Unique Galician Cheeses to Taste on the Camino
When it comes to cheeses, Galicia is home to Spain’s most famous protected denominations of origin (PDO) cow’s cheeses. In a country dominated by sheep, Galicia, with its pastures, is a natural wonderland for cows. Soft Tetilla, fresh Cebreiro, smoked San Simón da Costa and melting Arzúa-Ulloa are all made with heritage breeds. The cows, often Pardo Alpina, Friesian and Rubia Gallega, and fed in many cases with brassicas.
The birth of both Cebreiro and Tetilla are inexorably linked to the Camino.
A breast-shaped buttery cheese, Tetilla’s shape is attributable to a legend about the construction of the Portico of Glory in Santiago cathedral.

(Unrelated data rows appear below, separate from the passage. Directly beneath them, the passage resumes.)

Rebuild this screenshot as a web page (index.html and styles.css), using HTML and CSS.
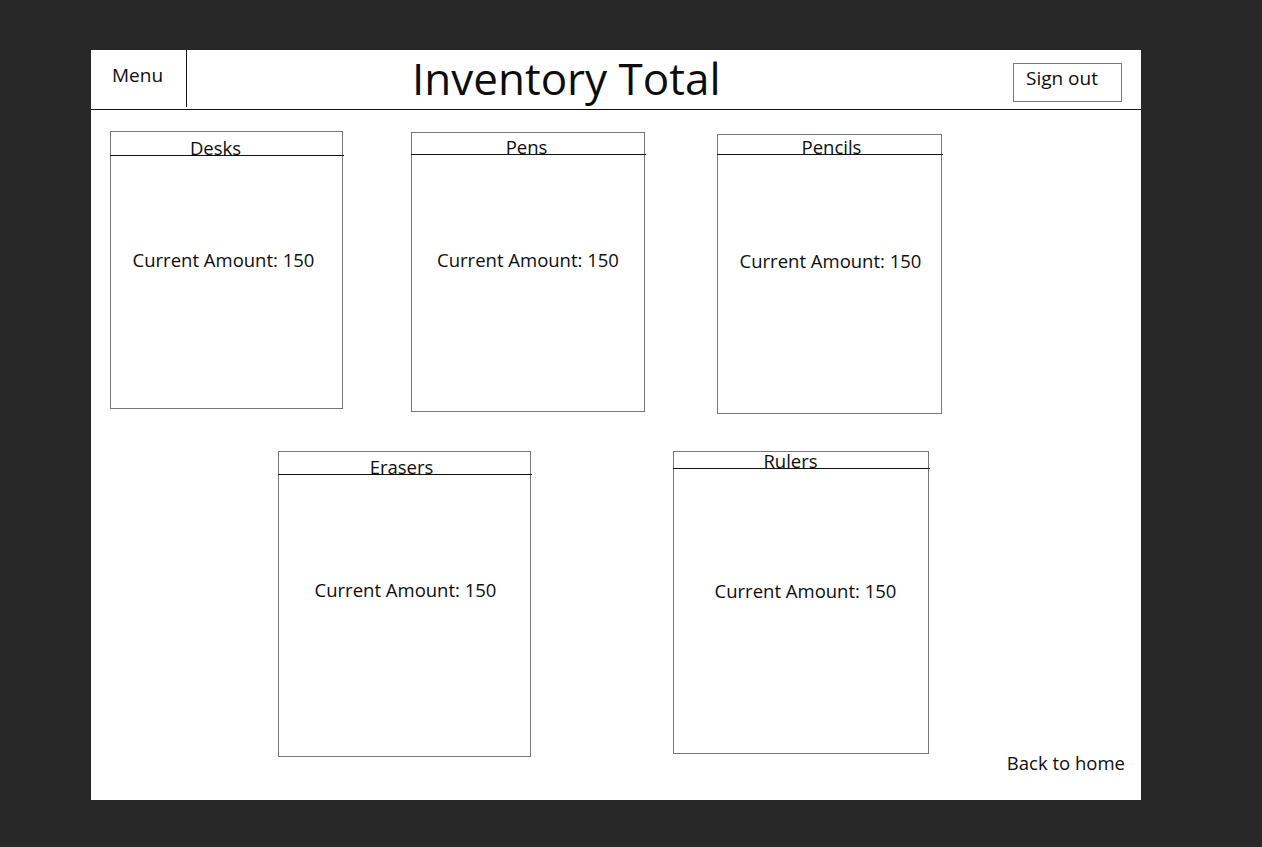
FILE: index.html
```html
<!DOCTYPE html>
<html lang="en">
<head>
<meta charset="utf-8">
<title>Inventory Total</title>
<link rel="stylesheet" href="styles.css">
</head>
<body>
<div class="canvas">
  <header class="topbar">
    <div class="menu">Menu</div>
    <h1 class="title">Inventory Total</h1>
    <div class="signout">Sign out</div>
  </header>
  <main class="board">
    <div class="row row-top">
      <section class="card card-desks">
        <div class="card-head"><span class="card-title">Desks</span></div>
        <p class="card-amount">Current Amount: 150</p>
      </section>
      <section class="card card-pens">
        <div class="card-head"><span class="card-title">Pens</span></div>
        <p class="card-amount">Current Amount: 150</p>
      </section>
      <section class="card card-pencils">
        <div class="card-head"><span class="card-title">Pencils</span></div>
        <p class="card-amount">Current Amount: 150</p>
      </section>
    </div>
    <div class="row row-bottom">
      <section class="card card-erasers">
        <div class="card-head"><span class="card-title">Erasers</span></div>
        <p class="card-amount">Current Amount: 150</p>
      </section>
      <section class="card card-rulers">
        <div class="card-head"><span class="card-title">Rulers</span></div>
        <p class="card-amount">Current Amount: 150</p>
      </section>
      <a class="back-home">Back to home</a>
    </div>
  </main>
</div>
</body>
</html>
```

FILE: styles.css
```css
* { box-sizing: border-box; }

html, body {
  margin: 0;
  padding: 0;
  background: #282828;
}

body {
  font-family: "Open Sans", "Noto Sans", "Liberation Sans", sans-serif;
  color: #0d0d0d;
  height: 847px;
  overflow: hidden;
}

.canvas {
  margin: 50px 0 0 91px;
  width: 1050px;
  height: 750px;
  background: #fff;
  display: flex;
  flex-direction: column;
}

/* ---------- top bar ---------- */
.topbar {
  display: flex;
  align-items: flex-start;
  height: 60px;
  border-bottom: 1px solid #111;
  flex: none;
}

.menu {
  width: 96px;
  height: 57px;
  border-right: 1px solid #111;
  padding: 16px 0 0 21px;
  font-size: 19px;
  line-height: 1;
}

.title {
  margin: 6px 0 0 225px;
  font-size: 44px;
  font-weight: 400;
  line-height: 1;
  letter-spacing: 0;
}

.signout {
  margin: 13px 19px 0 auto;
  width: 109px;
  height: 39px;
  border: 1px solid #777;
  padding: 5px 0 0 12px;
  font-size: 19px;
  line-height: 1;
}

/* ---------- cards ---------- */
.board {
  display: flex;
  flex-direction: column;
}

.row {
  display: flex;
  align-items: flex-start;
}

.row-top {
  padding-top: 21px;
  padding-left: 19px;
  height: 304px;
}

.row-bottom {
  margin-top: 37px;
  padding-left: 187px;
}

.card {
  border: 1px solid #777;
  display: flex;
  flex-direction: column;
  flex: none;
}

.card-head {
  height: calc(var(--head) + 1px);
  margin: 0 -2px 0 -1px;
  border-bottom: 1px solid #111;
  padding-top: calc(var(--head) - 16.4px);
  text-align: center;
  font-size: 18.5px;
  line-height: 1;
  white-space: nowrap;
}

.card-title {
  position: relative;
  left: var(--tshift);
}

.card-amount {
  margin: var(--amt) 0 0 0;
  text-align: center;
  font-size: 18.5px;
  line-height: 1;
  white-space: nowrap;
  position: relative;
  left: var(--ashift);
}

.card-desks {
  width: 233px; height: 278px;
  --head: 23px; --amt: 95px; --tshift: -11.5px; --ashift: -3px;
}

.card-pens {
  margin-left: 68px; margin-top: 1px;
  width: 234px; height: 280px;
  --head: 21px; --amt: 96px; --tshift: -2px; --ashift: 0px;
}

.card-pencils {
  margin-left: 72px; margin-top: 3px;
  width: 225px; height: 280px;
  --head: 19px; --amt: 97px; --tshift: 1.5px; --ashift: 1px;
}

.card-erasers {
  width: 253px; height: 306px;
  --head: 22px; --amt: 105.5px; --tshift: -3.5px; --ashift: 1px;
}

.card-rulers {
  margin-left: 142px;
  width: 256px; height: 303px;
  --head: 16px; --amt: 112.5px; --tshift: -11px; --ashift: 4.5px;
}

/* ---------- footer link ---------- */
.back-home {
  align-self: flex-end;
  margin: 0 16px -15px auto;
  font-size: 18.5px;
  line-height: 1;
  color: #0d0d0d;
  text-decoration: none;
  white-space: nowrap;
}
```
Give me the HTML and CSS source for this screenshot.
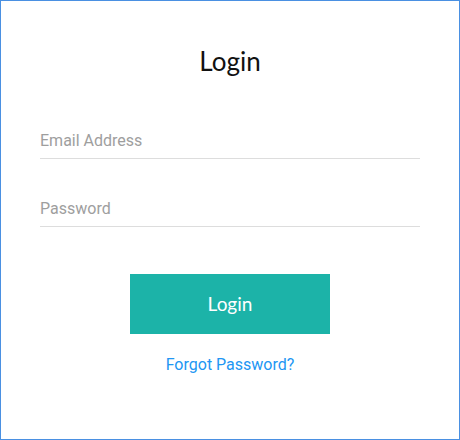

The masons in their zealousness gave Queen Esther too-voluptuous breasts and made Daniel cast a picaresque look upon them; apparently, the ecclesiastical powers thought it inappropriate and ordered them to reduce the size of Esther’s breasts. The cheese shape was thus created as a silent form of protest.
Cebreiro is a fresh white (in its fresh format) cheese. It has another whimsical form – shaped like a chef’s hat or mushroom. Cebreiro cheese was made in response to the strong demand for food that came from pilgrims travelling on the Camino. It was first concocted in Pedrafita do Cebreiro in an old French monastery. You can make a delicious cheese cream liqueur with it if you are the at way inclined (I am!).
Protected Geographical Indications in Galician Cuisine
In terms of products, Galicia has 12 protected geographical indications or PGI. They are the Galician potato, Galician veal, three varieties of green peppers, chestnuts and turnip tops. The products are so exceptional that they don’t need anything more than a dusting of sea salt and a drizzle of extra virgin olive oil.
For a taste of the Galician pantry visit the Mercado de Abastos where you can also get a nibble and a glass of wine like in most markets around the country.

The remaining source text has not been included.